One simple and apparently safe AI system is a “copycat:” an agent that predicts what its user would do in a situation and simply does that. I think that this approach to AI safety (and AI) is more sensible than it at first appears, but that it is ultimately seriously flawed.
There are a few obvious problems with this proposal, which turn out not to seem too serious.
- What does it mean for me to be “in the AI’s situation”?
We can consider a user operating an AI by remote control. That is, the user continues to do things that are in their interest, but their outputs have exactly the same format as the AI’s outputs.
The human has additional inputs that the AI lacks, but these will be naturally absorbed into the prediction problem being solved by the AI, i.e. the predictor can try to predict the human’s behavior given the sensor readings available to it.
- The human may not be that good at the task in question.
Even today, robotic control systems routinely perform tasks that would be very difficult for a human controlling a robot manually. In the future we can expect the problem to get worse as AI systems acquire additional capabilities that humans lack.
I suspect that this problem can be addressed by having the AI imitate a (human+AI) system.

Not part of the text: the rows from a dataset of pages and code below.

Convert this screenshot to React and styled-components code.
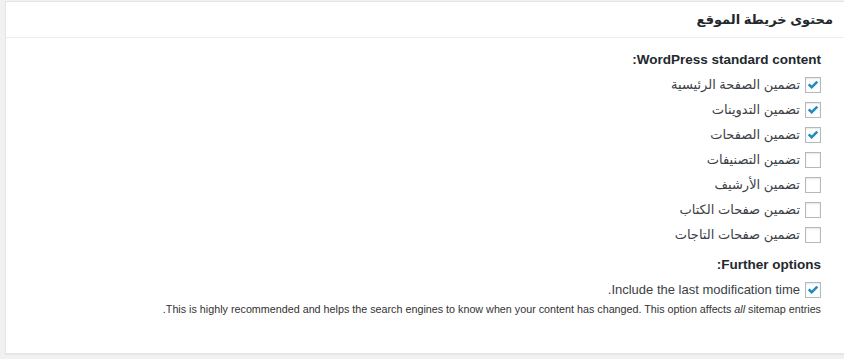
import styled, { createGlobalStyle } from "styled-components";

const Global = createGlobalStyle`
  html, body {
    margin: 0;
    padding: 0;
    background: #f1f1f1;
  }
  body {
    font-family: "Liberation Sans", "DejaVu Sans", sans-serif;
    color: #444;
  }
`;

const Page = styled.div`
  direction: rtl;
  padding: 1px 0 5px 5px;
`;

const Postbox = styled.section`
  background: #fff;
  border: 1px solid #e5e5e5;
  border-right: none;
  box-shadow: 0 1px 1px rgba(0, 0, 0, 0.04);
  height: 351px;
`;

const Header = styled.h2`
  margin: 0;
  height: 35px;
  padding: 0 11px;
  display: flex;
  align-items: center;
  font-size: 13px;
  font-weight: bold;
  color: #23282d;
  border-bottom: 1px solid #eee;
`;

const Inside = styled.div`
  padding: 13px 23px 0 12px;
`;

const Heading = styled.h4`
  margin: 0 0 ${(p) => p.gap || 0}px;
  font-size: 13.5px;
  line-height: 18px;
  font-weight: bold;
  color: #23282d;
`;

const List = styled.ul`
  list-style: none;
  margin: 0 0 ${(p) => p.after || 0}px;
  padding: 0;
`;

const Row = styled.li`
  height: 25px;
  display: flex;
  align-items: center;
  gap: 5px;
  font-size: 13px;
  color: #3c4146;
`;

const Box = styled.span`
  width: 14px;
  height: 14px;
  flex: none;
  border: 1px solid #b4b9be;
  background: #fff;
  box-shadow: inset 0 1px 2px rgba(0, 0, 0, 0.1);
  display: flex;
  align-items: center;
  justify-content: center;
`;

const Note = styled.p`
  margin: -1px 0 0;
  font-size: 10.75px;
  line-height: 16px;
  color: #333;
  em {
    font-style: italic;
  }
`;

const Check = () => (
  <svg width="12" height="10" viewBox="0 0 12 10">
    <path d="M0.8 5.2 L2.6 3.4 L4.7 5.5 L9.4 0.8 L11.2 2.6 L4.7 9.1 Z" fill="#1e8cbe" />
  </svg>
);

const Option = ({ label, checked }) => (
  <Row>
    <Box>{checked && <Check />}</Box>
    <span>{label}</span>
  </Row>
);

const standard = [
  ["تضمين الصفحة الرئيسية", true],
  ["تضمين التدوينات", true],
  ["تضمين الصفحات", true],
  ["تضمين التصنيفات", false],
  ["تضمين الأرشيف", false],
  ["تضمين صفحات الكتاب", false],
  ["تضمين صفحات التاجات", false],
];

export default function App() {
  return (
    <Page>
      <Global />
      <Postbox>
        <Header>محتوى خريطة الموقع</Header>
        <Inside>
          <Heading gap={3}>WordPress standard content:</Heading>
          <List after={9}>
            {standard.map(([label, checked]) => (
              <Option key={label} label={label} checked={checked} />
            ))}
          </List>
          <Heading gap={3}>Further options:</Heading>
          <List>
            <Option label="Include the last modification time." checked />
          </List>
          <Note>
            This is highly recommended and helps the search engines to know when your content has
            changed. This option affects <em>all</em> sitemap entries.
          </Note>
        </Inside>
      </Postbox>
    </Page>
  );
}
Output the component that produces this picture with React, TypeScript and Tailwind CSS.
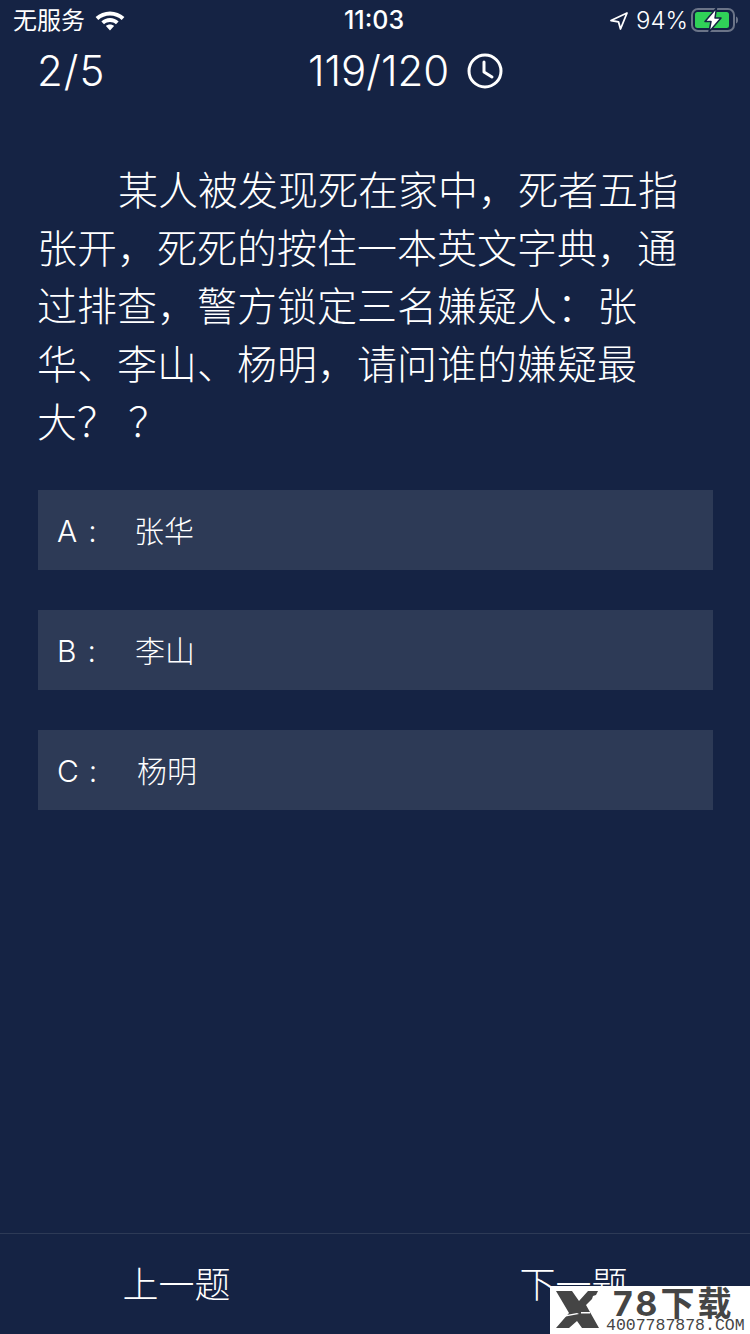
const cjk = "font-['Inter','Noto_Sans_CJK_SC',sans-serif]";

function Wifi() {
  return (
    <svg width="32" height="24" viewBox="0 0 30 22" fill="#fff">
      <path d="M15 2C9.800 2 5.200 4 1.500 7.300L4 10c3-2.700 6.800-4.200 11-4.200s8 1.500 11 4.200l2.500-2.700C24.800 4 20.200 2 15 2z" />
      <path d="M15 8.300c-3.100 0-5.900 1.200-8.100 3.100l2.500 2.700c1.500-1.300 3.500-2.100 5.600-2.100s4.100.8 5.600 2.100l2.500-2.700c-2.200-1.900-5-3.100-8.100-3.100z" />
      <path d="M15 14.200c-1.500 0-2.800.5-3.800 1.400L15 19.800l3.800-4.200c-1-.9-2.300-1.400-3.800-1.400z" />
    </svg>
  );
}

function Battery() {
  return (
    <svg width="48" height="25" viewBox="0 0 48 25">
      <rect x="1" y="1" width="42" height="22" rx="6" fill="none" stroke="#6b7488" strokeWidth="2" />
      <rect x="4" y="4" width="34" height="16" rx="2.500" fill="#30d158" />
      <path d="M45 8.500c1.400.4 2 1.800 2 3.500s-.6 3.100-2 3.500z" fill="#6b7488" />
      <path d="M25.500 0 14 13.500h6L18 24l12-14h-6z" fill="#fff" stroke="#152344" strokeWidth="1.500" strokeLinejoin="round" />
    </svg>
  );
}

function Arrow() {
  return (
    <svg width="20" height="20" viewBox="0 0 20 20" fill="none" stroke="#fff" strokeWidth="1.800" strokeLinejoin="round">
      <path d="M18 2 2 9.500l7.500 1.300L11.500 18z" />
    </svg>
  );
}

function Clock() {
  return (
    <svg width="36" height="36" viewBox="0 0 36 36" fill="none" stroke="#fff" strokeWidth="3" strokeLinecap="round" strokeLinejoin="round">
      <circle cx="18" cy="18" r="16" />
      <path d="M17 9v10l8 5" />
    </svg>
  );
}

function LogoX() {
  return (
    <svg width="44" height="38" viewBox="0 0 44 38" fill="#454545" className="mt-[1px]">
      <path d="M1 0h16l7 10 9-10h10l-2 4-3 1-1 3-6 6 13 23H27l-5-7-8 7H1l13-15z" />
      <path d="M6 25l16-3 2 1-16 3zM26 21h9v1.500h-9z" fill="#fff" />
    </svg>
  );
}

const options = [
  { k: "A", v: "张华", w: "w-[77px]", c: "ml-[11px]" },
  { k: "B", v: "李山", w: "w-[78px]", c: "ml-[11px]" },
  { k: "C", v: "杨明", w: "w-[80px]", c: "ml-[10px]" },
];

export default function App() {
  return (
    <div className={`relative flex h-[1334px] w-[750px] flex-col overflow-hidden bg-[#152344] text-white ${cjk}`}>
      <div className="flex h-[40px] items-center justify-between pl-[13px] pr-[11px] pt-[1px] text-[24px] leading-none">
        <div className="flex w-[200px] items-center gap-[9px]">
          <span>无服务</span>
          <Wifi />
        </div>
        <span className="-ml-[4px] text-[25px] font-medium">11:03</span>
        <div className="flex w-[200px] items-center justify-end gap-[8px]">
          <Arrow />
          <span className="-ml-[1px] font-light">94%</span>
          <div className="-ml-[5px]"><Battery /></div>
        </div>
      </div>

      <div className="flex h-[62px] items-center pl-[37px] pr-[37px] text-[42px] font-light leading-none">
        <span className="w-[271px] tracking-[1px]">2/5</span>
        <span>119/120</span>
        <div className="ml-[18px]"><Clock /></div>
      </div>

      <div className="mt-[60px] pl-[38px] pr-[37px] text-[40px] font-light leading-[58px]">
        <p className="-ml-[1px] indent-[81px]">某人被发现死在家中，死者五指张开，死死的按住一本英文字典，通过排查，警方锁定三名嫌疑人：张华、李山、杨明，请问谁的嫌疑最大？ ？</p>
      </div>

      <div className="mt-[38px] flex flex-col gap-[40px] pl-[38px] pr-[37px]">
        {options.map((o) => (
          <div key={o.k} className="flex h-[80px] items-center bg-[#2d3a56] pl-[19px] pt-[3px] text-[30px] font-light">
            <span className={`flex ${o.w}`}>
              <span>{o.k}</span>
              <span className={o.c}>:</span>
            </span>
            <span>{o.v}</span>
          </div>
        ))}
      </div>

      <div className="mt-auto flex h-[101px] items-center border-t border-[#2d3a56] pt-[2px] text-[36px] font-light">
        <div className="flex w-[353px] justify-center">上一题</div>
        <div className="flex w-[397px] justify-center pl-[44px]">下一题</div>
      </div>

      <div className="absolute bottom-0 right-0 flex h-[48px] w-[200px] items-start bg-white pl-[5px] pt-[4px] text-[#454545]">
        <LogoX />
        <div className="ml-[7px] flex flex-col">
          <span className="ml-[7px] text-[34px] font-bold leading-[28px] tracking-[3px]">78下载</span>
          <span className="font-['Liberation_Mono',monospace] text-[16.500px] leading-[16px]">4007787878.COM</span>
        </div>
      </div>
    </div>
  );
}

That is, the human user can get help from one AI (e.g. one that performs basic motions) in order to produce the training data that will be used to train another AI (e.g. one that strings together basic motions in order to perform a complex task). See here and here for a more extensive discussion of these ideas.
- Predicting what a human would do is a very roundabout way to solve the problems that humans are solving.
It’s worth noting that more typical AI techniques can be used as tools to help predict human behavior: I discuss this here. For example, if you want to predict what plan a human will follow, a planning algorithm might help — we need not restrict our attention to what we normally think of as “prediction” algorithms.
The main advantage of the copycat, from a safety perspective, is that it “never does anything you wouldn’t do.” That cleanly rules out most of the possible catastrophic outcomes. For example, you can be quite confident that the AI won’t hatch an elaborate scheme to take over the world — unless that’s what you would do in its place. Moreover, these failure modes are ruled out in a way that is exceptionally simple, robust, and easy to understand.
A big problem
Humans and machines have very different capabilities. Even a machine which is superhuman in many respects may be completely unable to match human performance in others. In particular, most realistic systems will be unable to exactly mimic human performance in any rich domain.
In light of this, it’s not clear what mimicry even means, and a naive definition won’t do what we want.
For example, suppose that a human is trying train a robot to stack some blocks. Suppose that the human does one of two things in any given trial:
- Successfully stacks the blocks. This happens 95% of the time and takes about 3 seconds.
- Fails to stack the blocks — the pile collapses after adding the second block.
Consider a robot which is able to stack the blocks only by proceeding more slowly, taking 10 seconds. However, the robot is fine at failing, which it can do in a way nearly indistinguishable from the human.
For many natural definitions of “best,” the “best” way to mimic the human is for the robot to fail 100% of the time. For example, this will maximize the probability that the robot and human do the same thing; it will minimize the KL divergence between the distribution of the robot’s and the human’s behaviors; it will maximize the difficult of distinguishing the robot and the human’s behavior.
Indeed, what we really want — the “right” emulation — is a thing that the human never does: to stack the blocks successfully and slowly. This seems to be a fundamental problem with the copycat strategy, which can’t be resolved in an easy and principled way.
Of course we can still train an algorithm to imitate a person, but we don’t actually have any guarantee at all like “the agent won’t do anything I wouldn’t do,” and moreover we don’t even want such a guarantee. The outcome will depend on what our system is actually doing — on how it approximates an objective that it cannot exactly meet (or even meet any quantitative approximation to).
The most obvious response is to use maximization, even if our goal is to imitate human behaviors. We could apply this maximization either at the level of outcomes (e.g. inverse reinforcement learning) or at the level of actions (e.g. maximizing a rater’s score for how well those actions reproduce the intended behavior).
I think falling back to maximization is a sensible response, and the only one which we really understand at the moment. But I’m also interested in avoiding some of the possible problems associated with maximization, and so I think it’s worth spending some time trying to “fix” direct imitation.